If "ma nishtana" is the source of the necessity for questioning, there is a world of difference between the questions in ma nishtana and the question of Abaye. After all, there the questioner notices that there is matza and maror, and the answer to his question naturally speaks of slavery and freedom. But why does a question about removing the table exempt from that obligation.
The Rashbam is answering that we are interested in the question only as a catalyst. In the end, we give the answer that explains everything. Hence, it makes no difference exactly what question he asks, as long as he notices that this is a special night.
Now take a look at Tosafot (s.v. "kidei").

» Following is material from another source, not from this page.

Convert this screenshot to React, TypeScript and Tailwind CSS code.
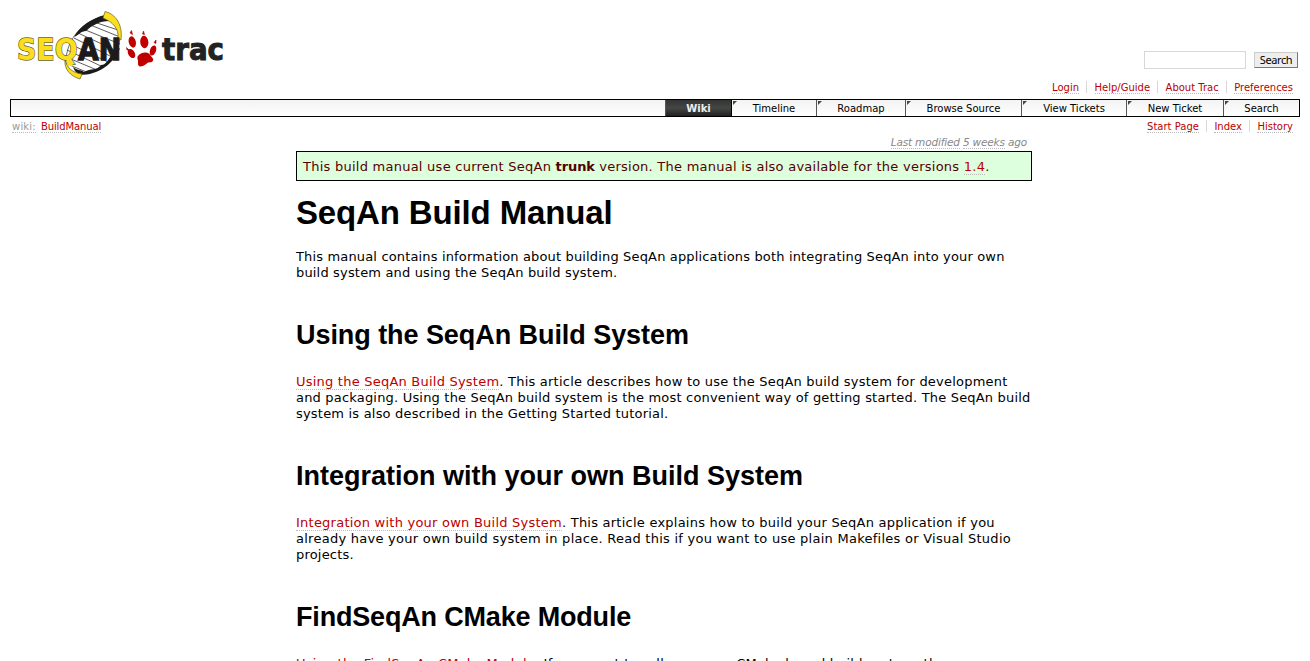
import type { ReactNode } from "react";

const link = "text-[#bb0000] border-b border-dotted border-[#bbbbbb]";

function Logo() {
  return (
    <svg className="block" width="240" height="99" viewBox="0 0 240 99">
      <path d="M66 62C66 40 82 21 105 16C112 18 118 25 120 34C120 56 106 70 79 74C72 73 67 68 66 62Z" fill="#fff" stroke="#333" strokeWidth=".7" />
      <path d="M94 22L118 30M88 24L120 37M83 29L120 44M78 33L117 51M74 38L112 57M70 44L108 62M67 50L103 67M66 57L97 70M67 64L89 73" stroke="#333" strokeWidth=".8" fill="none" />
      <path d="M74 37C80 26 92 18 105 15L110 21C99 21 91 26 86 31C81 31 79 35 74 37Z" fill="#1c1a1b" />
      <path d="M73 67C78 71 80 69 84 72C91 68 97 71 101 65C106 65 108 60 112 54L120 48C114 64 98 75 80 75C76 73 74 70 73 67Z" fill="#1c1a1b" />
      <path d="M105 11.500C116 14 123 25 121 40L118 38C119 29 113 22 103 18Z" fill="#fbdf1f" stroke="#66601f" strokeWidth=".7" />
      <text x="17" y="60" fontFamily="DejaVu Sans" fontWeight="700" fontSize="29.500" textLength="60.500" lengthAdjust="spacingAndGlyphs" fill="#fbdf1f" stroke="#66601f" strokeWidth="1.400" paintOrder="stroke">SEQ</text>
      <path d="M65 60C67 68 73 73 82 74L80 79C70 76 64 69 65 60Z" fill="#fbdf1f" stroke="#66601f" strokeWidth=".7" />
      <path d="M66 58L71 58L73 66L67.500 66Z" fill="#fbdf1f" />
      <text x="78" y="60" fontFamily="DejaVu Sans" fontWeight="700" fontSize="29.500" textLength="43" lengthAdjust="spacingAndGlyphs" fill="#1c1a1b" stroke="#1c1a1b" strokeWidth="1.300">AN</text>
      <g fill="#c00000">
        <ellipse cx="132.300" cy="42" rx="3.500" ry="5.800" transform="rotate(-15 132.300 42)" />
        <ellipse cx="144.300" cy="42" rx="4.100" ry="6.200" transform="rotate(-5 144.300 42)" />
        <ellipse cx="131.500" cy="53.500" rx="3.200" ry="5" transform="rotate(-32 131.500 53.500)" />
        <ellipse cx="153" cy="50.500" rx="3" ry="5.200" transform="rotate(20 153 50.500)" />
        <path d="M145 52.500C150 52 151 57 153 58.500C154 62 151 62.500 148 62.500C146 64 144 66.500 140.500 66.500C136.500 66 139 62 137.500 59C136.500 55.500 141 52.500 145 52.500Z" />
        <path d="M131.500 30.500L132.500 34.500L130 33ZM143.500 31L144.500 34.500L142.500 34ZM156 40L156 43.500L154 42.500ZM126.500 47.500L129 50L127 50Z" stroke="#c00000" strokeWidth=".6" />
      </g>
      <text x="162" y="59.500" fontFamily="DejaVu Sans" fontWeight="700" fontSize="31" textLength="62" lengthAdjust="spacingAndGlyphs" fill="#222" stroke="#222" strokeWidth="1">trac</text>
    </svg>
  );
}

function Links({ items }: { items: string[] }) {
  return (
    <div className="flex justify-end pr-[7px] text-[10px] leading-[13px]">
      {items.map((t, i) => (
        <span key={t} className={i ? "ml-[7px] h-[12px] border-l border-[#d7d7d7] pl-[7.5px]" : ""}>
          <a className={`inline-block h-[13px] ${link}`}>{t}</a>
        </span>
      ))}
    </div>
  );
}

const tabs = [
  ["Timeline", "w-[84px]"],
  ["Roadmap", "w-[89px]"],
  ["Browse Source", "w-[116px]"],
  ["View Tickets", "w-[105px]"],
  ["New Ticket", "w-[97px]"],
  ["Search", "w-[76px]"],
];

function Line({ tracking, children }: { tracking: string; children: ReactNode }) {
  return <span className={`block whitespace-nowrap ${tracking}`}>{children}</span>;
}

function H2({ tracking, children }: { tracking: string; children: ReactNode }) {
  return <h2 className={`mt-[38px] font-['Liberation_Sans',sans-serif] text-[27px] leading-[32px] font-bold whitespace-nowrap ${tracking}`}>{children}</h2>;
}

export default function App() {
  return (
    <div className="h-[661px] overflow-hidden bg-white font-['DejaVu_Sans',sans-serif] text-[13px] leading-[16px] text-black">
      <header className="flex h-[99px] justify-between">
        <Logo />
        <div className="flex flex-col pt-[51px] pr-[10px]">
          <form className="flex justify-end gap-2 pr-[2px]">
            <input className="h-[18px] w-[102px] border border-[#d7d7d7]" />
            <button type="button" className="mt-px h-[16px] w-[44px] border border-t-[#cccccc] border-r-[#777777] border-b-[#777777] border-l-[#cccccc] bg-[#eeeeee] font-['Noto_Sans',sans-serif] text-[11px] leading-[14px] tracking-[-0.4px]">Search</button>
          </form>
          <div className="mt-[12px]"><Links items={["Login", "Help/Guide", "About Trac", "Preferences"]} /></div>
        </div>
      </header>
      <nav className="mx-[10px] flex h-[18px] justify-end border border-black bg-linear-to-b from-[#f3f3f3] to-white text-[10px] leading-[17px]">
        <span className="w-[67px] border-x border-x-[#555555] border-r-black bg-linear-to-b from-[#333333] via-[#444744] to-[#222222] text-center font-bold text-[#eeeeee]">Wiki</span>
        {tabs.map(([t, w], i) => (
          <span key={t} className={`relative text-center ${w} ${i ? "border-l border-[#555555]" : ""}`}>
            <svg className="absolute top-[1px] left-[1px]" width="4" height="4"><path d="M0 0H4L0 4Z" fill="#444" /></svg>
            {t}
          </span>
        ))}
      </nav>
      <div className="flex h-[20px] justify-between px-[10px] pt-[3px] text-[10px] leading-[13px]">
        <div className="flex gap-[5px] pl-[2px] text-[#999999]"><span className="h-[13px] border-b border-dotted border-[#bbbbbb] tracking-[0.2px]">wiki:</span><a className={`h-[13px] tracking-[-0.1px] ${link}`}>BuildManual</a></div>
        <Links items={["Start Page", "Index", "History"]} />
      </div>
      <main className="ml-[296px] w-[736px]">
        <p className="h-[14px] pr-[5px] text-right text-[10.5px] leading-[11px] tracking-[-0.17px] text-[#888888] italic"><span className="inline-block border-b border-dotted border-[#bbbbbb]">Last modified</span> <span className="inline-block border-b border-dotted border-[#bbbbbb]">5 weeks</span> ago</p>
        <div className="h-[30px] border border-black bg-[#ddffdd] px-[6px] pt-[7px] tracking-[0.25px] whitespace-nowrap text-[#550000]">
          This build manual use current SeqAn <b className="tracking-[-0.1px]">trunk</b> version. The manual is also available for the versions <a className={link}>1.4</a>.
        </div>
        <h1 className="mt-[12px] font-['Liberation_Sans',sans-serif] text-[33px] leading-[40px] font-bold tracking-[-0.14px] whitespace-nowrap">SeqAn Build Manual</h1>
        <p className="mt-[16px]">
          <Line tracking="tracking-[0.155px]">This manual contains information about building SeqAn applications both integrating SeqAn into your own</Line>
          <Line tracking="tracking-[0.17px]">build system and using the SeqAn build system.</Line>
        </p>
        <H2 tracking="tracking-[-0.06px]">Using the SeqAn Build System</H2>
        <p className="mt-[23px]">
          <Line tracking="tracking-[0.225px]"><a className={link}>Using the SeqAn Build System</a>. This article describes how to use the SeqAn build system for development</Line>
          <Line tracking="tracking-[0.19px]">and packaging. Using the SeqAn build system is the most convenient way of getting started. The SeqAn build</Line>
          <Line tracking="tracking-[0.2px]">system is also described in the Getting Started tutorial.</Line>
        </p>
        <H2 tracking="tracking-[0px]">Integration with your own Build System</H2>
        <p className="mt-[23px]">
          <Line tracking="tracking-[0.235px]"><a className={link}>Integration with your own Build System</a>. This article explains how to build your SeqAn application if you</Line>
          <Line tracking="tracking-[0.26px]">already have your own build system in place. Read this if you want to use plain Makefiles or Visual Studio</Line>
          <Line tracking="tracking-[0.2px]">projects.</Line>
        </p>
        <H2 tracking="tracking-[-0.18px]">FindSeqAn CMake Module</H2>
        <p className="mt-[23px]"><Line tracking="tracking-[0.18px]"><a className={link}>Using the FindSeqAn CMake Module</a>. <span className="tracking-[0.35px]">If you want to roll your own </span>CMake-based build system, then</Line></p>
      </main>
    </div>
  );
}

In order that the child realize and ask -
In other words, and from this he will come and ask about other things. But he will not exempt from "ma nishtana" by asking why we remove the table. In the case of Abaye, the gemara only cited the beginning of his question.
The Tosafot are quite explicitly rejecting the Rashbam's explanation. The child has to ask questions to which the appropriate answer will be "Our fathers were slaves to Par'o in Egypt," and thus the question about removing the table does not suffice. Only the "four questions," or something like that, is valid. This forces Tosafot to invent an ellipsis in the text of the gemara, where the main point of what must have been Abaye's question is left out. In reality, Abaye continued to ask other questions, which directly lead to the answer concerning the story of the exodus. Obviously, this is textually a difficult solution to the problem raised implicitly by the Rashbam. Tosafot clearly feels that the textual difficulty is less a problem than the logical difficulty in the Rashbam's explanation.
This is a good example of a common dilemma. The simple reading of the text raises a logical difficulty, where the simple logical explanation is textually forced, to some extent. The commentators have to weigh one against the other and decide where to "compromise," so to speak. In our case, the Rashbam and the Tosafot lined up on either side of the divide.